_Set problem:_
Return a copy of each line that holds the string "styles".

□ □ □ □

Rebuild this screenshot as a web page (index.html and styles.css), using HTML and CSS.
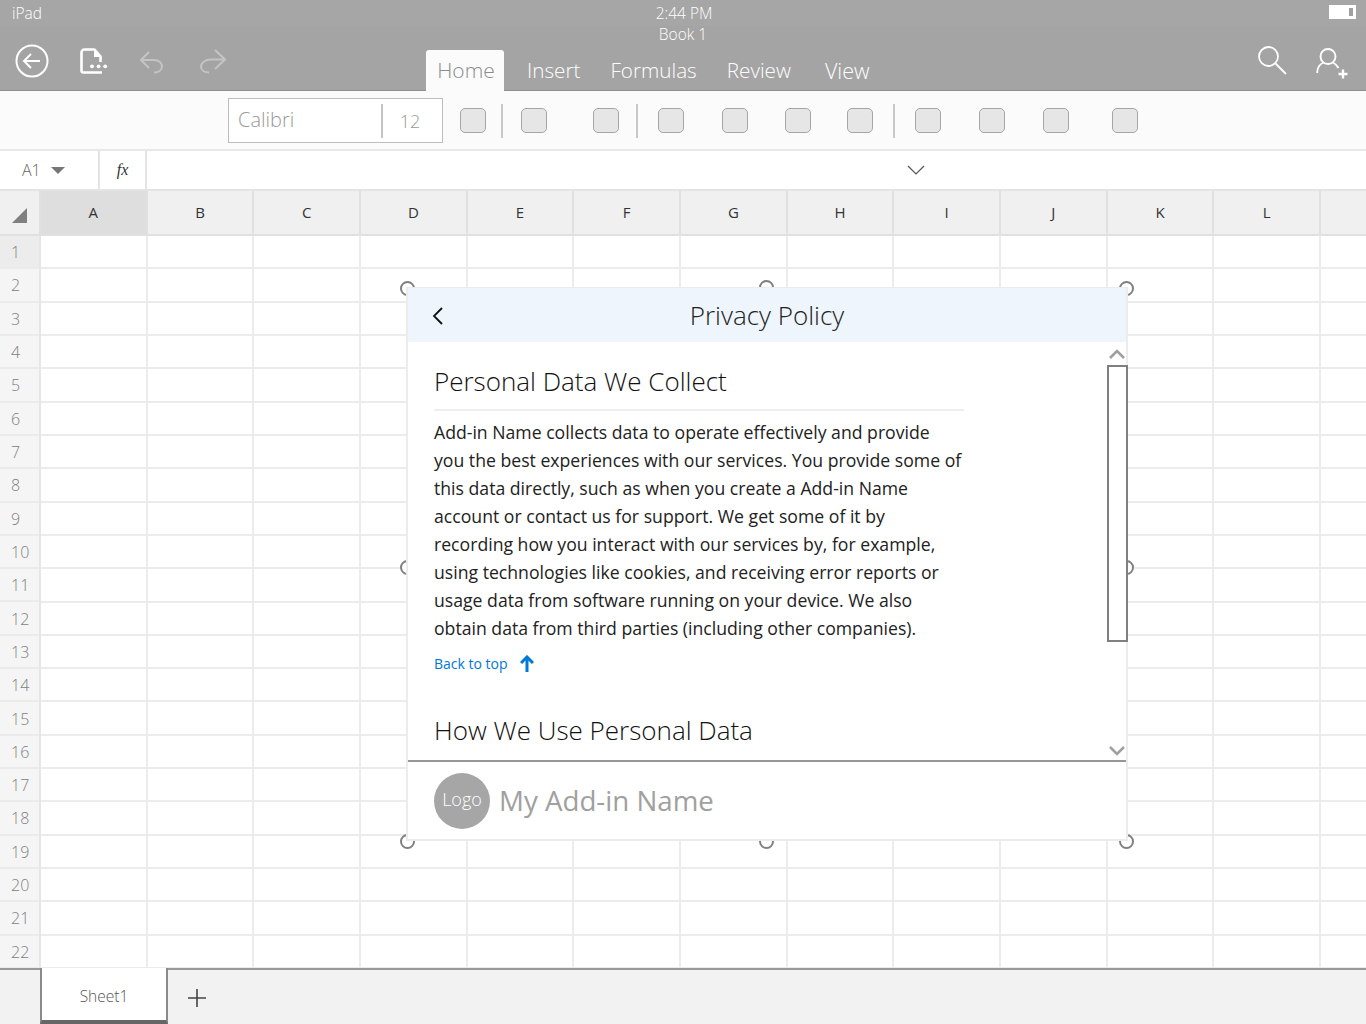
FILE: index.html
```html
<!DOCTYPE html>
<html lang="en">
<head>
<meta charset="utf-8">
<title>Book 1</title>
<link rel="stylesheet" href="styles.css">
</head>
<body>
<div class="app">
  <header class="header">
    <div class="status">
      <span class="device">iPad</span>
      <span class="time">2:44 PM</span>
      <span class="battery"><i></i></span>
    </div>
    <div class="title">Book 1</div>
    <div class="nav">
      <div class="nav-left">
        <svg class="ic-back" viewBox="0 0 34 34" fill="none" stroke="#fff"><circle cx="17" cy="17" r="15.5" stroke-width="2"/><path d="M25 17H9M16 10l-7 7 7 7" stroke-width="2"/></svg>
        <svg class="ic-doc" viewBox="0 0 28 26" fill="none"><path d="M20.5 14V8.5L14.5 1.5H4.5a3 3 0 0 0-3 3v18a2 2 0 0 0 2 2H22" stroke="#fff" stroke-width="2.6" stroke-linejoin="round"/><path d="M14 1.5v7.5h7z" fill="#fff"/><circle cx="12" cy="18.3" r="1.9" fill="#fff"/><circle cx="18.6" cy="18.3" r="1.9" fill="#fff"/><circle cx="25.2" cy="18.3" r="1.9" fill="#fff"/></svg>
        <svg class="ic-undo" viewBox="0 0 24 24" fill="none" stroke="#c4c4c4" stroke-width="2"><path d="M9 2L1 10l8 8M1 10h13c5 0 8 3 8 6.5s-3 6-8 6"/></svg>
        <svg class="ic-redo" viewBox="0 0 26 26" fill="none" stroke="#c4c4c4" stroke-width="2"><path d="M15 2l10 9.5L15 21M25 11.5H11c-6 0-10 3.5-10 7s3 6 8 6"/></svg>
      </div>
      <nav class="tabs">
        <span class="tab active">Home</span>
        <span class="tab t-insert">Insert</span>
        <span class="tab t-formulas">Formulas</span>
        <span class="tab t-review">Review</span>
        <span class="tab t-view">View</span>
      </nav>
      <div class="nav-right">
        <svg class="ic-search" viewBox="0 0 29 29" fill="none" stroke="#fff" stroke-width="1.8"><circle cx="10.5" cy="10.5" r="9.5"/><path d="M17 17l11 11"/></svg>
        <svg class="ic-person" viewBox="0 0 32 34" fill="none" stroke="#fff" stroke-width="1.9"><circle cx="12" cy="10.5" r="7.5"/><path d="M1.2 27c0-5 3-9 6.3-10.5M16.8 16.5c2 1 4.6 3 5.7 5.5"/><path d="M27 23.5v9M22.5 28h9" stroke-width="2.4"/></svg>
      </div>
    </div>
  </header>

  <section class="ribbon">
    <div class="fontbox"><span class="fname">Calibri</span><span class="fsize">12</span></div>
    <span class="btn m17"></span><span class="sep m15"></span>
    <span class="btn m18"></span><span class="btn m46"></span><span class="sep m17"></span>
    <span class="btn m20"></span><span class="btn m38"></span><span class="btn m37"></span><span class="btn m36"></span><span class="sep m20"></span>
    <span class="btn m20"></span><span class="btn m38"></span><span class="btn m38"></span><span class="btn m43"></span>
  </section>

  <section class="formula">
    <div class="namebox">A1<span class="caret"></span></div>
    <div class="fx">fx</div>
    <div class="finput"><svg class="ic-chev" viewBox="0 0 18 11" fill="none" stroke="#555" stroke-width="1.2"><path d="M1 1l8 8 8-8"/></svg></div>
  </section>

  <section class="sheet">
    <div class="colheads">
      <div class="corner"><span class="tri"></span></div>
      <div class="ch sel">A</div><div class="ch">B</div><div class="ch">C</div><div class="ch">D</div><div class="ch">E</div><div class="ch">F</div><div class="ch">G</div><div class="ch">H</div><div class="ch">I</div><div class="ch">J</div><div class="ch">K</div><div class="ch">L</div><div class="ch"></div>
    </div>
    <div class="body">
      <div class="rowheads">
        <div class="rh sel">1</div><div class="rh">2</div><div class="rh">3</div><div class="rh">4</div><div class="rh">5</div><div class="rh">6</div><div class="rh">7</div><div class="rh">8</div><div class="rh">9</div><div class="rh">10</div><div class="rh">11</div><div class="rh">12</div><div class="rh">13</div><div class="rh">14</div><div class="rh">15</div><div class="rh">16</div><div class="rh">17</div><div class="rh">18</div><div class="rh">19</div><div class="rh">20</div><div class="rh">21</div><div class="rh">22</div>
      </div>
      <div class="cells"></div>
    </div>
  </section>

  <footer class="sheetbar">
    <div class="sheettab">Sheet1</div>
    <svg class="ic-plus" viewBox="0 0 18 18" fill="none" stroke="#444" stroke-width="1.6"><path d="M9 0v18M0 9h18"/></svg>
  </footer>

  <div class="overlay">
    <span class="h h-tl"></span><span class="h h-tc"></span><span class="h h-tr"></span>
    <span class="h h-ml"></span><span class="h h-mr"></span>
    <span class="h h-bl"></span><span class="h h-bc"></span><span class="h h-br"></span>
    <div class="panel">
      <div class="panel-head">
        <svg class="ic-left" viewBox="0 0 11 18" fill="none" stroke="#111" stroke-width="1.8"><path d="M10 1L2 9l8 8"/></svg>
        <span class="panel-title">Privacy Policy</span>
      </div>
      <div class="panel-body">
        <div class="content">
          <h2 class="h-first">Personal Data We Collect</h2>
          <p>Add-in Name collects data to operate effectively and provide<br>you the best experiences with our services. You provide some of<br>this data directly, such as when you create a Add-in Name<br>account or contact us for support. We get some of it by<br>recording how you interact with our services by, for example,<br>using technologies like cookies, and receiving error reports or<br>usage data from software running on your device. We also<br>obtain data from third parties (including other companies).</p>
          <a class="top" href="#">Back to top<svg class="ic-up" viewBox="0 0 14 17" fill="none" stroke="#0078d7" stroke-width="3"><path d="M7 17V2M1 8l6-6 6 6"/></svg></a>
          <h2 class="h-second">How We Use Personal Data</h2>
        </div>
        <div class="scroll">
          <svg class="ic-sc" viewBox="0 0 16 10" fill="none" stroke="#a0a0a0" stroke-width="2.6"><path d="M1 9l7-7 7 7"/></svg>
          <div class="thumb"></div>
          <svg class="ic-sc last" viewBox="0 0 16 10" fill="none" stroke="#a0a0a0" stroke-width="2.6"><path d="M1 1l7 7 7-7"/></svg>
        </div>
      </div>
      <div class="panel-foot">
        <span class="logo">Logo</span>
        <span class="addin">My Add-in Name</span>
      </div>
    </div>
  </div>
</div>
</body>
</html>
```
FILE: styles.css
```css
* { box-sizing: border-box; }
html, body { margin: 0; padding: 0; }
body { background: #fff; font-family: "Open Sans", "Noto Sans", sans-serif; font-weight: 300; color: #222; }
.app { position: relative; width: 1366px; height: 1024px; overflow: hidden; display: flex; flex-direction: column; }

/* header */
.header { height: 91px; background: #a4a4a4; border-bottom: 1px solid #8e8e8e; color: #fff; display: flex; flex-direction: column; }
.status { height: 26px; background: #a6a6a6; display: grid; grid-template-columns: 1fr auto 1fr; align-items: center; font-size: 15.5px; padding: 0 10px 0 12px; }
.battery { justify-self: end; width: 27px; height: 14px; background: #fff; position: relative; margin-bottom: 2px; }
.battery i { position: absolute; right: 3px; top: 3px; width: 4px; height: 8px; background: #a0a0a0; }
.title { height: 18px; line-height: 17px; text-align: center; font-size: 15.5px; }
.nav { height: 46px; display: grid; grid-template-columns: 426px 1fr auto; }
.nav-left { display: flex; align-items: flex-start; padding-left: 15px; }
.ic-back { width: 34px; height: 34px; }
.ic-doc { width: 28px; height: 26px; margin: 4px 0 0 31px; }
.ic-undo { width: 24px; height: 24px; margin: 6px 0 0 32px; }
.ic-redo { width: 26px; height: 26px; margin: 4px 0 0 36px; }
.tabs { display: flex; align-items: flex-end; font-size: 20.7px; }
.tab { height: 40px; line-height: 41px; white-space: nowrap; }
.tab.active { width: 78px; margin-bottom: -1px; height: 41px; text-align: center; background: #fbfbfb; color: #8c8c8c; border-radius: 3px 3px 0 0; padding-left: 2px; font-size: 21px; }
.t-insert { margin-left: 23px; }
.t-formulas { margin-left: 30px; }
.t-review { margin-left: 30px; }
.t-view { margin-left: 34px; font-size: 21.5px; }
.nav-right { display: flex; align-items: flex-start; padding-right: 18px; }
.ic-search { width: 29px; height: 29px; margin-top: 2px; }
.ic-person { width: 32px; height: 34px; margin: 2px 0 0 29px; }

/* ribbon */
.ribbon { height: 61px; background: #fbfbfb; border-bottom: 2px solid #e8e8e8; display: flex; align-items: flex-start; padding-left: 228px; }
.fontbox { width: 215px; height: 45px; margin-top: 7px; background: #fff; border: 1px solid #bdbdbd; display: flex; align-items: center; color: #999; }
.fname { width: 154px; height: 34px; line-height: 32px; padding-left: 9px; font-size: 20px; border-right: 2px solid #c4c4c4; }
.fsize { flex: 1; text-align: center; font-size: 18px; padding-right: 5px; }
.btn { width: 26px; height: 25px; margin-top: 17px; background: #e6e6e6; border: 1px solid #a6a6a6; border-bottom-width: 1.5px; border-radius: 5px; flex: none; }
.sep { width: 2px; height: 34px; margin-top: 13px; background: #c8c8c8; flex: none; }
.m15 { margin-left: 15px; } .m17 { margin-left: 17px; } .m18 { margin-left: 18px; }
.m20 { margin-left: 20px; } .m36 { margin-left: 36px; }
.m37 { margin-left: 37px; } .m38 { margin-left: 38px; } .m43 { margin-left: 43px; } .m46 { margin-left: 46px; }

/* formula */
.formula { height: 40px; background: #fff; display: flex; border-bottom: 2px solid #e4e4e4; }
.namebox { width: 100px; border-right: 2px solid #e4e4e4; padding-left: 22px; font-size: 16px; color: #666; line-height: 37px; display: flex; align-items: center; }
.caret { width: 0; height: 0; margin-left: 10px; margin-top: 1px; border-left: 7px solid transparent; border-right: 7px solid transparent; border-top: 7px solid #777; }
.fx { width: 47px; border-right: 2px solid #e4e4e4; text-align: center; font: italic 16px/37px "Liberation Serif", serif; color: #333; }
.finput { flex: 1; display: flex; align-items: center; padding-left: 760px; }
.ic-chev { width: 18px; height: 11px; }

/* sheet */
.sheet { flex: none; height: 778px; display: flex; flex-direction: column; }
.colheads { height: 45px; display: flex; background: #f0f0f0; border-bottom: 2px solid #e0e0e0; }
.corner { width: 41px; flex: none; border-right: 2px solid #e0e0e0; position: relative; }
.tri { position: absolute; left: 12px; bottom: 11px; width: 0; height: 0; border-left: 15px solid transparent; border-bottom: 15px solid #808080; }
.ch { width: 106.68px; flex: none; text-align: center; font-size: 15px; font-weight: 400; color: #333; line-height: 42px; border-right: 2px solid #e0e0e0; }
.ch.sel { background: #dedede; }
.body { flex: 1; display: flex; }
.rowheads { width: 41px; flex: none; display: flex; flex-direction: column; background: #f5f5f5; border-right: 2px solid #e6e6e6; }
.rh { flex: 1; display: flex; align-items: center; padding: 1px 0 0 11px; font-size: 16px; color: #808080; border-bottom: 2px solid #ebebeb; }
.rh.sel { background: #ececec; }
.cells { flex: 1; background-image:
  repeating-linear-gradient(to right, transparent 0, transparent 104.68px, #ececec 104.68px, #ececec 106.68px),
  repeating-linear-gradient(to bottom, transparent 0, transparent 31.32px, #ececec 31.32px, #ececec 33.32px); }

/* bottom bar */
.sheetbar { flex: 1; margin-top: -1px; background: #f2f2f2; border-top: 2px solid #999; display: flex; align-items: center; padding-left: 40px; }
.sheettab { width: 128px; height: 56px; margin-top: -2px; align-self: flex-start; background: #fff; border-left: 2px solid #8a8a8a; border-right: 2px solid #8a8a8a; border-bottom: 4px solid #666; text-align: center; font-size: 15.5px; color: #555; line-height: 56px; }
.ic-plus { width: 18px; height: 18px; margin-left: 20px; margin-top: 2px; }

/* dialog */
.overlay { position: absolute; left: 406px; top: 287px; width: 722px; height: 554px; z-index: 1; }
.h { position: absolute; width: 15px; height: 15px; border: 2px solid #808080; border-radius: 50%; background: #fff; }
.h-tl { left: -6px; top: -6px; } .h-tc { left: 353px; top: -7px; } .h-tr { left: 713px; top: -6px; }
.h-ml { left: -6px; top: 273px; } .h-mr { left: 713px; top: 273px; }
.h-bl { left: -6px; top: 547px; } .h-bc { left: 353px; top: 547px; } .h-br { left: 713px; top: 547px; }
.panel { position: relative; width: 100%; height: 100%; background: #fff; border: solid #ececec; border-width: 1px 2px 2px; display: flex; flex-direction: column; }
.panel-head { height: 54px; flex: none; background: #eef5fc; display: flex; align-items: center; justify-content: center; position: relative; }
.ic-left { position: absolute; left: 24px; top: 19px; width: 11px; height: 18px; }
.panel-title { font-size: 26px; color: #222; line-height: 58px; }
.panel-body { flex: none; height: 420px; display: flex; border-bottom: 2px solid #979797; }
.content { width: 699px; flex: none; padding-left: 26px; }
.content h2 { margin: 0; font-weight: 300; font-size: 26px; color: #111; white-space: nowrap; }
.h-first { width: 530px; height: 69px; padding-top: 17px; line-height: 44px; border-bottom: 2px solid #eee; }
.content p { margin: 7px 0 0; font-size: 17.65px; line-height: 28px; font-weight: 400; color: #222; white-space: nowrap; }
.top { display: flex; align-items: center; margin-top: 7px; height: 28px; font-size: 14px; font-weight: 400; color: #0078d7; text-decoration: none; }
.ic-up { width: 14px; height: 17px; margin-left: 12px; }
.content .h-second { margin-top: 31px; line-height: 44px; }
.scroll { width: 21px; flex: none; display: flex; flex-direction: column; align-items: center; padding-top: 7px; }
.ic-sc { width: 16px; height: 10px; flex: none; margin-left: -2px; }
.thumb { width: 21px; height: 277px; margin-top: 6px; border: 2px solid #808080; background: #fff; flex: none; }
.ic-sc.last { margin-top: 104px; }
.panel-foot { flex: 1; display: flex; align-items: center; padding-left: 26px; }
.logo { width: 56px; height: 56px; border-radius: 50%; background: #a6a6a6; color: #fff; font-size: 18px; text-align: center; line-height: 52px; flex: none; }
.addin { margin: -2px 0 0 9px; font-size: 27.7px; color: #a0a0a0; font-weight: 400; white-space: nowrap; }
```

□ □ □ □

_Response:_
Rebuild this screenshot as a web page (index.html and styles.css), using HTML and CSS.
<link rel="stylesheet" href="styles.css">
FILE: styles.css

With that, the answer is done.